__Available data__:
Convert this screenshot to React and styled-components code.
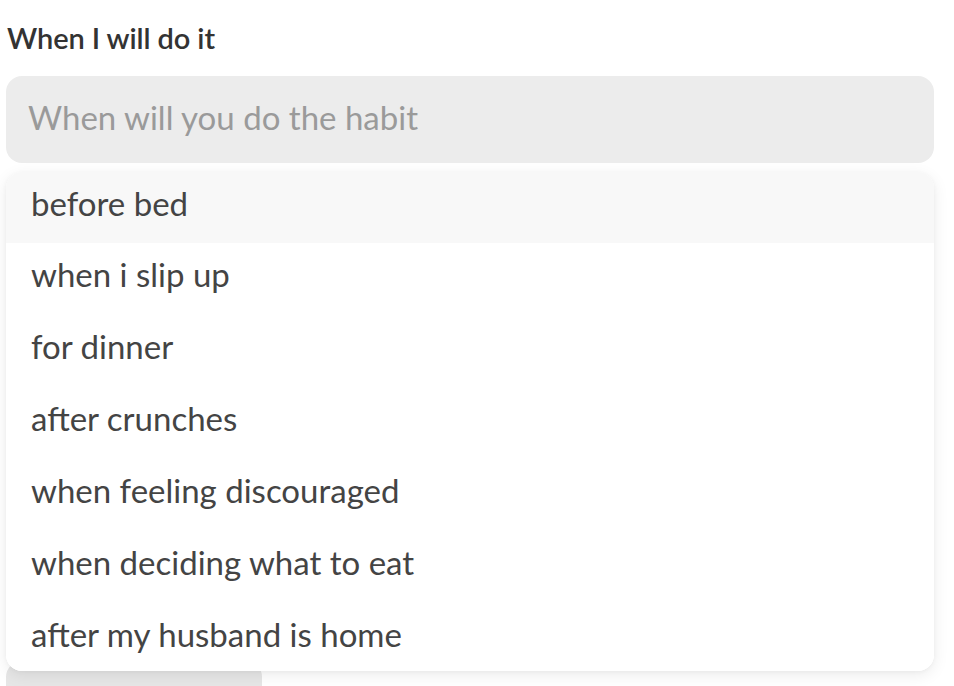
import React from 'react';
import styled, { createGlobalStyle } from 'styled-components';

const Global = createGlobalStyle`
  body {
    margin: 0;
    background: #fff;
    font-family: Lato, "Noto Sans", sans-serif;
  }
`;

const options = [
  'before bed',
  'when i slip up',
  'for dinner',
  'after crunches',
  'when feeling discouraged',
  'when deciding what to eat',
  'after my husband is home'
];

function App() {
  return (
    <Page>
      <Global />
      <Label>When I will do it</Label>
      <Input placeholder='When will you do the habit' />
      <Menu>
        {options.map((item, i) => {
          return (
            <Option key={item} active={i === 0}>
              {item}
            </Option>
          );
        })}
      </Menu>
      <Behind />
    </Page>
  );
}

const Page = styled.div`
  padding: 0 20px 0 6px;
  height: 686px;
  overflow: hidden;
  display: flex;
  flex-direction: column;
  & > * {
    flex-shrink: 0;
  }
`;
const Label = styled.div`
  margin: 21px 0 0 1px;
  height: 39px;
  line-height: 34px;
  font-size: 29px;
  font-weight: 600;
  color: #333;
  letter-spacing: -0.1px;
`;
const Input = styled.input`
  margin-top: 16px;
  height: 87px;
  box-sizing: border-box;
  border: none;
  outline: none;
  border-radius: 16px;
  background: #ececec;
  padding: 0 22px 5px;
  font-family: inherit;
  font-size: 33px;
  color: #444;
  &::placeholder {
    color: #9a9a9a;
  }
`;
const Menu = styled.div`
  position: relative;
  z-index: 1;
  margin-top: 9px;
  height: 499px;
  background: #fff;
  border-radius: 16px;
  overflow: hidden;
  box-shadow: 0 4px 16px rgba(0, 0, 0, 0.08), 0 1px 4px rgba(0, 0, 0, 0.04);
`;
const Option = styled.div`
  height: 72px;
  display: flex;
  align-items: center;
  padding: 0 25px 10px;
  box-sizing: border-box;
  font-size: 33px;
  color: #444;
  background: ${({ active }) => (active ? '#f8f8f8' : '#fff')};
  &:first-child {
    height: 71px;
  }
`;
const Behind = styled.div`
  width: 256px;
  height: 40px;
  margin-top: -10px;
  border-radius: 16px;
  background: #e6e6e6;
`;

export default App;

__Directive__:
Omit the pictures and output all of the other material exactly.

__Solution to this task__:
Convert this screenshot to React and styled-components code.
import React from 'react';
import styled, { createGlobalStyle } from 'styled-components';

const Global = createGlobalStyle`
  body {
    margin: 0;
    background: #fff;
    font-family: Lato, "Noto Sans", sans-serif;
  }
`;

const options = [
  'before bed',
  'when i slip up',
  'for dinner',
  'after crunches',
  'when feeling discouraged',
  'when deciding what to eat',
  'after my husband is home'
];

function App() {
  return (
    <Page>
      <Global />
      <Label>When I will do it</Label>
      <Input placeholder='When will you do the habit' />
      <Menu>
        {options.map((item, i) => {
          return (
            <Option key={item} active={i === 0}>
              {item}
            </Option>
          );
        })}
      </Menu>
      <Behind />
    </Page>
  );
}

const Page = styled.div`
  padding: 0 20px 0 6px;
  height: 686px;
  overflow: hidden;
  display: flex;
  flex-direction: column;
  & > * {
    flex-shrink: 0;
  }
`;
const Label = styled.div`
  margin: 21px 0 0 1px;
  height: 39px;
  line-height: 34px;
  font-size: 29px;
  font-weight: 600;
  color: #333;
  letter-spacing: -0.1px;
`;
const Input = styled.input`
  margin-top: 16px;
  height: 87px;
  box-sizing: border-box;
  border: none;
  outline: none;
  border-radius: 16px;
  background: #ececec;
  padding: 0 22px 5px;
  font-family: inherit;
  font-size: 33px;
  color: #444;
  &::placeholder {
    color: #9a9a9a;
  }
`;
const Menu = styled.div`
  position: relative;
  z-index: 1;
  margin-top: 9px;
  height: 499px;
  background: #fff;
  border-radius: 16px;
  overflow: hidden;
  box-shadow: 0 4px 16px rgba(0, 0, 0, 0.08), 0 1px 4px rgba(0, 0, 0, 0.04);
`;
const Option = styled.div`
  height: 72px;
  display: flex;
  align-items: center;
  padding: 0 25px 10px;
  box-sizing: border-box;
  font-size: 33px;
  color: #444;
  background: ${({ active }) => (active ? '#f8f8f8' : '#fff')};
  &:first-child {
    height: 71px;
  }
`;
const Behind = styled.div`
  width: 256px;
  height: 40px;
  margin-top: -10px;
  border-radius: 16px;
  background: #e6e6e6;
`;

export default App;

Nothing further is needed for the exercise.